Paul does not leave much room for negotiation.
He does not say, “Try to cut back on complaining.”
He does not say, “Murmur less than you used to.”
He says, do all things without it.
A submitted mind does not murmur. It does not build a quiet courtroom in the heart to defend itself. It does not draft explanations for why obedience is inconvenient this time.
When I tell my kids, “When you get good at making excuses, that’s all you’ll be good for,” I am not trying to be sharp. I am trying to be honest. Excuses are like weeds. The more you water them, the more they choke everything else.

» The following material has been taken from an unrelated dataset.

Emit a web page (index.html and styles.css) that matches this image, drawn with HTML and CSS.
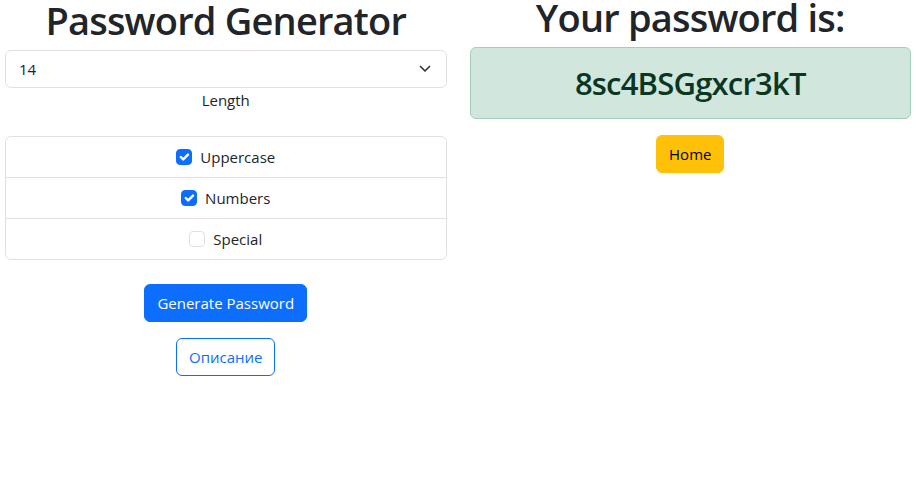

Israel is our living example.
In Exodus 15, the sea opens, Pharaoh’s army is crushed, and the people sing. The tambourines ring. The praise is loud.
Three days later, there is no water.
The song fades. The murmuring begins.
In Exodus 16, God gives them manna. Bread from heaven falls with the dew. And still, it is not enough. They want something different. Something better. Something more suited to their taste.
Later, when the land ahead looks intimidating, the same pattern returns. Fear turns into complaint. Complaint turns into resistance.
Murmuring is not about thirst. It is not about menu preference. It is not about geography.
It is about trust.
Deuteronomy 1:27
And ye murmured in your tents, and said, Because the LORD hated us, he hath brought us forth out of the land of Egypt…
Notice where it happened.
In their tents.
Not on a public stage. Not at a microphone. In private spaces. Behind canvas walls. In low voices.
They thought no one heard.
But heaven did.
Murmuring is like a small crack in a windshield. At first, it seems minor. You can still see through it. You can still drive. But left alone, the crack spreads. Eventually, the whole view is distorted.
Paul says, do all things without it. Why?
Because murmuring fogs the soul. It blinds us to what God has already done. It rewrites the story. Instead of “He delivered us,” it becomes, “He brought us out here to harm us.”
A submitted heart does not mean a silent heart. It means a trusting one.
It means when the water runs low, you remember the sea that already parted.
It means when the manna seems plain, you remember that it fell from heaven.
It means when the future looks large and threatening, you remember who crushed Pharaoh.
Obedience without murmuring is not weakness. It is confidence in the character of God.
And that kind of confidence changes everything.